Quelles sont tes influences photographiques et pour finir tes 3 photobooks favoris ?
J’ai été très influencée par Henri Cartier-Bresson, quand je faisais de la photo en noir et blanc et que je mettais une marge noire sur les tirages. Et puis j’ai découvert la photographie américaine, qui m’a fascinée : Robert Frank, Lee Friedlander, William Eggleston, Stephen Shore, Mitch Epstein et les autres, et puis bien sûr Walker Evans car j’ai l’impression qu’il a tout fait.

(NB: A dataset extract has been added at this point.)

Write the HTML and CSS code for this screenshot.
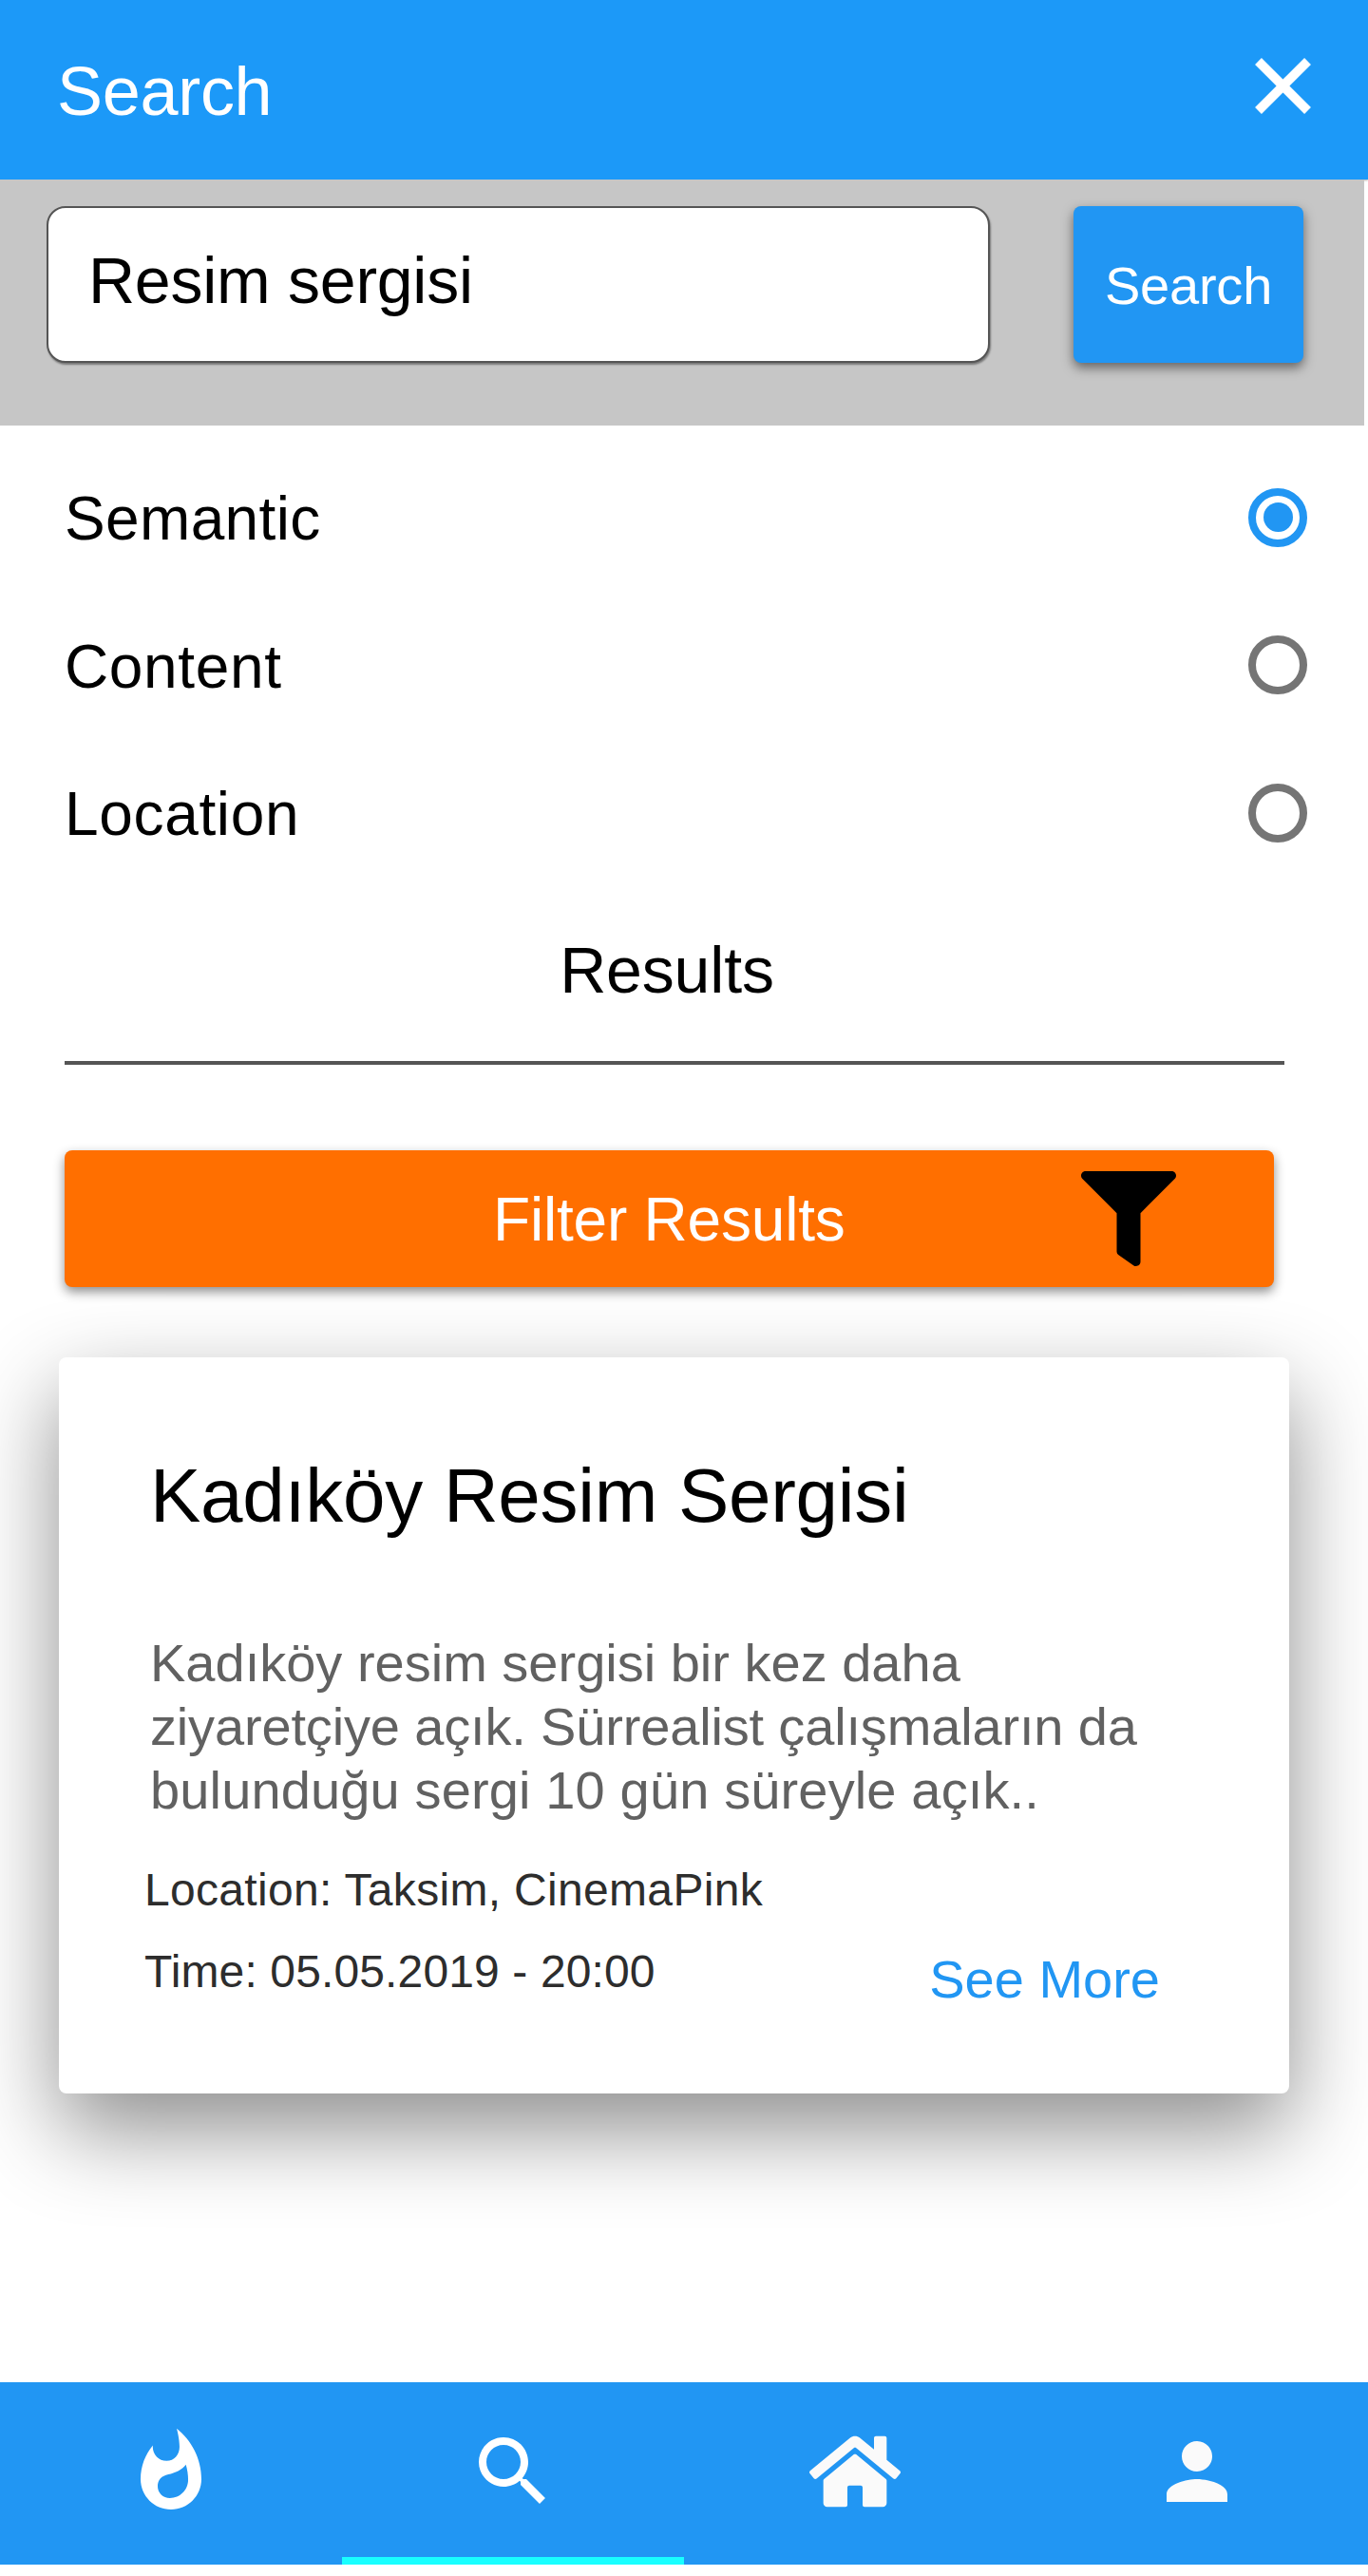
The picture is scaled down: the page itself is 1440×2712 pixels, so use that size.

Mes photobook favoris ? J’en ai plus que trois ! Il y a des livres qui accompagnent des périodes. Les trois incontournables sont pour moi:
Images à la sauvette de Henri Cartier-Bresson
Les Américains de Robert Frank
American Photographs de Walker Evans
Le livre que je redécouvre en ce moment avec plaisir, c’est « A Storybook Life » de Philip-Lorca diCorcia, pour l’ambiguité qu’il dégage, avec ces photographies dont on se demande si on est dans le réel ou la fiction.